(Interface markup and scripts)

▶

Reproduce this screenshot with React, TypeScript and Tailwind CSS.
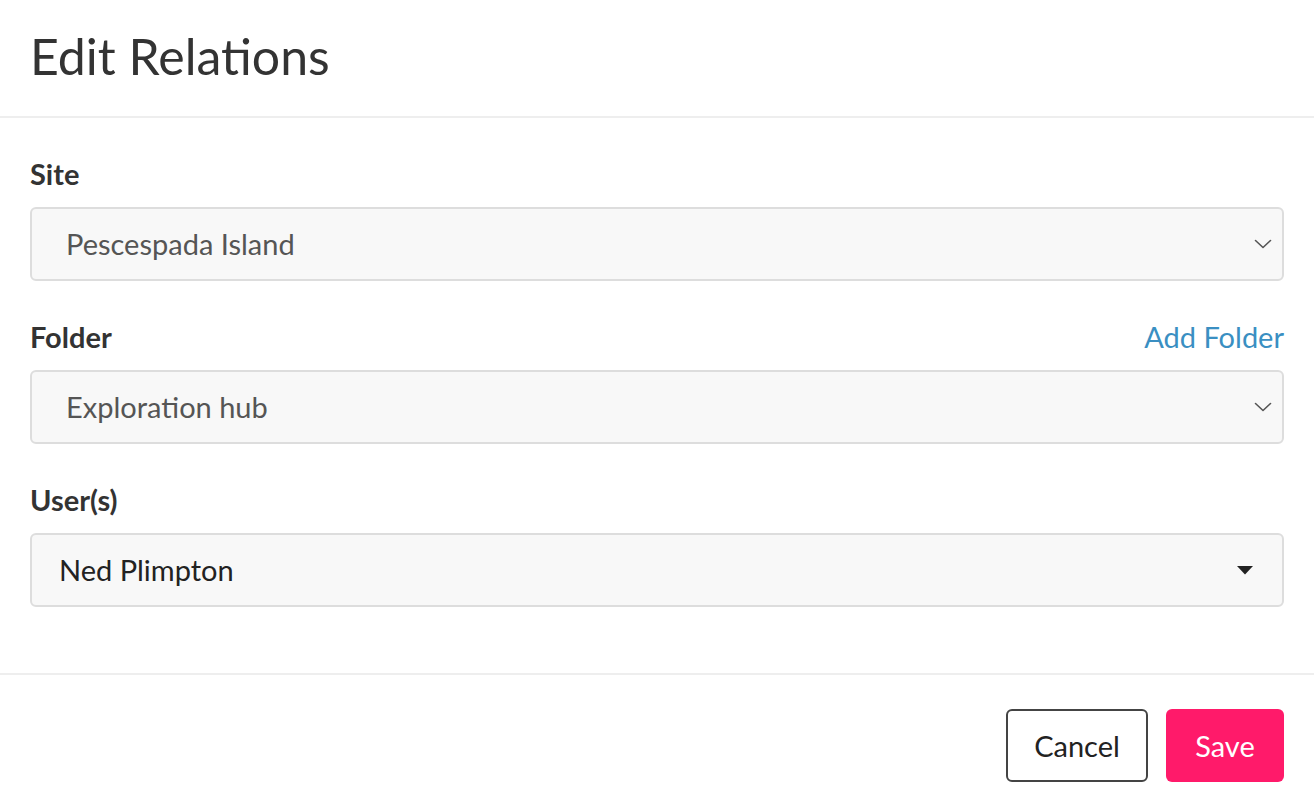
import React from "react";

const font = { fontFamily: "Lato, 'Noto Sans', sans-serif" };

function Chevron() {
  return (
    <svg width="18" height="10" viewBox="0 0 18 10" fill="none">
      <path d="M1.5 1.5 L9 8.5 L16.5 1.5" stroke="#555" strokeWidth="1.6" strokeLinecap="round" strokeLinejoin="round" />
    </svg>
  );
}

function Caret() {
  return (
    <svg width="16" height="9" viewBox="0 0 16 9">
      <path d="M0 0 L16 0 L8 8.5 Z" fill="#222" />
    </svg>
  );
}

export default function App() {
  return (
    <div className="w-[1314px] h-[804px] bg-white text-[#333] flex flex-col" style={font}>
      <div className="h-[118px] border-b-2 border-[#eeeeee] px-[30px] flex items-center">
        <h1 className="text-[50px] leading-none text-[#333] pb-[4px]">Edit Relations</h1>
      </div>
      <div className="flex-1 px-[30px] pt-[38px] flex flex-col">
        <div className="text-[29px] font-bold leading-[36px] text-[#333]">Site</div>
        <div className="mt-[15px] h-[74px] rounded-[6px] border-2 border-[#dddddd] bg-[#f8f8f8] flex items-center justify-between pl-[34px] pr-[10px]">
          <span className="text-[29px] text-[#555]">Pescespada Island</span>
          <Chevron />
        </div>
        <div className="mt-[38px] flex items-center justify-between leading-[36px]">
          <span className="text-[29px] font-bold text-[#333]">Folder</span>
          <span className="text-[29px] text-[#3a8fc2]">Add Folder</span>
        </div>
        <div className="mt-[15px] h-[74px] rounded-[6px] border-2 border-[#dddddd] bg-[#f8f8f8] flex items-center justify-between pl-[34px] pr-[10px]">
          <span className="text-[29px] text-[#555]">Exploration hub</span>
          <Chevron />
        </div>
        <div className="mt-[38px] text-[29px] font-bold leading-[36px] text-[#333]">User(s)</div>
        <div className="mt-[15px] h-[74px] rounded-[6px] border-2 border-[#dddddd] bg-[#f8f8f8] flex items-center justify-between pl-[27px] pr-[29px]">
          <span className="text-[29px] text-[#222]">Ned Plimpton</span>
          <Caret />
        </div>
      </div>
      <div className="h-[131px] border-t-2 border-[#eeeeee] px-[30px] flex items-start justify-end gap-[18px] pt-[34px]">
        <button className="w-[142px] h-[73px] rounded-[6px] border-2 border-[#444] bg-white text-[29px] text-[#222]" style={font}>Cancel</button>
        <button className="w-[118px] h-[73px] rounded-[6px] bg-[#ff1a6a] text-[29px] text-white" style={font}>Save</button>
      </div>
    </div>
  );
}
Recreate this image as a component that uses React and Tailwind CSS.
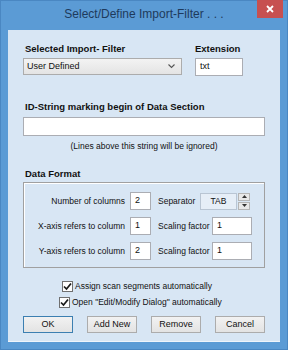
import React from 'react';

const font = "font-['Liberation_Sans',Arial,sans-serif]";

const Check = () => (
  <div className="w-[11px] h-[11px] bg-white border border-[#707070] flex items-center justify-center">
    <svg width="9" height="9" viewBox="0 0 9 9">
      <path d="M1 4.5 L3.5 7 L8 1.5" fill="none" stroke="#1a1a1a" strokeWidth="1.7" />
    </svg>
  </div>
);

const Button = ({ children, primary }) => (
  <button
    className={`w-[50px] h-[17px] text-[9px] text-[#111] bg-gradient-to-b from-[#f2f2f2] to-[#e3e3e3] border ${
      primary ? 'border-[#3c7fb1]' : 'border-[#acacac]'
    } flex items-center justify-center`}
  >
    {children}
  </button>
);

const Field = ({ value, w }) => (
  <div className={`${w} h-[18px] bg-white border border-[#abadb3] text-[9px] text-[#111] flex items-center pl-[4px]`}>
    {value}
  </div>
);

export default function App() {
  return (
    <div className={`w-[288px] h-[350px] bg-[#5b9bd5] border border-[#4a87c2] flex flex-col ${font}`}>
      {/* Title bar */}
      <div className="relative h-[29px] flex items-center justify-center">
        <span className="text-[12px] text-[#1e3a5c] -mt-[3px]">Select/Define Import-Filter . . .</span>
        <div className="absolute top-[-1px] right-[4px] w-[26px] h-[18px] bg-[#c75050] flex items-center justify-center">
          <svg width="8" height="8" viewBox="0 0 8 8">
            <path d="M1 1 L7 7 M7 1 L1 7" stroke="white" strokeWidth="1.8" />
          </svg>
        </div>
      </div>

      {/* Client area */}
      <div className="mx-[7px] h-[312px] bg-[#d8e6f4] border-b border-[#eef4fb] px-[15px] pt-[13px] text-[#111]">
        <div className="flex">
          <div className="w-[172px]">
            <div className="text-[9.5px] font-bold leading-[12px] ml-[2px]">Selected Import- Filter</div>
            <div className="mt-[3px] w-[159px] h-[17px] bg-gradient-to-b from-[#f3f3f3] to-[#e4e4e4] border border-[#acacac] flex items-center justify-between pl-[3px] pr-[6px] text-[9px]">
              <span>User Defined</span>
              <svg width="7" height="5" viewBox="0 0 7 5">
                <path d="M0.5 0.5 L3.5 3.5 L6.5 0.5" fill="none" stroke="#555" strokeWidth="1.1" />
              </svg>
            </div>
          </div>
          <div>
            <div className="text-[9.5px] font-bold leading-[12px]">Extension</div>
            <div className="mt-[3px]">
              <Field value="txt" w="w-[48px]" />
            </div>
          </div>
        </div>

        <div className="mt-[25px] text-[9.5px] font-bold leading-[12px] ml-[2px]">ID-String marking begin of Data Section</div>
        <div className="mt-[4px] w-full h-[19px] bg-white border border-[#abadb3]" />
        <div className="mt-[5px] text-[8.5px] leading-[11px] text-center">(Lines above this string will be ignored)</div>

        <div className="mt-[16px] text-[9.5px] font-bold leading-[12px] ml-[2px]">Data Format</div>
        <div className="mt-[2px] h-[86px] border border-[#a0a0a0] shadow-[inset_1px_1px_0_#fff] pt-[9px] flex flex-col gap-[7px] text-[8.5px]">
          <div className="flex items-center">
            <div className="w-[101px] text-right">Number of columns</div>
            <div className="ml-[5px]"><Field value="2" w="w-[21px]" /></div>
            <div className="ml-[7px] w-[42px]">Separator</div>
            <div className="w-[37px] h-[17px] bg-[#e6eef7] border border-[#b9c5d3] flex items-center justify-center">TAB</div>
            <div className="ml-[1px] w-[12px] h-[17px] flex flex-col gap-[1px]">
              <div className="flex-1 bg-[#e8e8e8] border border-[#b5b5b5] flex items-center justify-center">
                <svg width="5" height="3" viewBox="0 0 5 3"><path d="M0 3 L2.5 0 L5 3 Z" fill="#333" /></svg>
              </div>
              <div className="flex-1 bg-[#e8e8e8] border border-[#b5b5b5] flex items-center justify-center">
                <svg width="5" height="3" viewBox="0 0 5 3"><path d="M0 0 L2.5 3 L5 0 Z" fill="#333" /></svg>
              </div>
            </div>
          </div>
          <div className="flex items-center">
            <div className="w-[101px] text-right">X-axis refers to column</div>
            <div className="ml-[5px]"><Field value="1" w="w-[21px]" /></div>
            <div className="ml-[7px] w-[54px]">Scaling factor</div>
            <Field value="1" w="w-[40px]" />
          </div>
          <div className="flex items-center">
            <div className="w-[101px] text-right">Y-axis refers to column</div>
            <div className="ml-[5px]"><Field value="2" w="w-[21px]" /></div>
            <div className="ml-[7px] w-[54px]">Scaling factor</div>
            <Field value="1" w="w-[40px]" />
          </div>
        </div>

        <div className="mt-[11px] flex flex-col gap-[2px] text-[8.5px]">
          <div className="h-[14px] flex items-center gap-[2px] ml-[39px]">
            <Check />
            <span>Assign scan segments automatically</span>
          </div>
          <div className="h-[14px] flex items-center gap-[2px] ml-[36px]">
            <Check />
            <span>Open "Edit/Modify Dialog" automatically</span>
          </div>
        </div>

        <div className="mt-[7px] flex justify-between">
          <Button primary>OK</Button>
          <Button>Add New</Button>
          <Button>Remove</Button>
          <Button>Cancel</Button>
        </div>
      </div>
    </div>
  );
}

◀

> **TASK TO CARRY OUT**
Tell how many lines of the material above hold "this", answering with a bare number.

> **SOLUTION**
3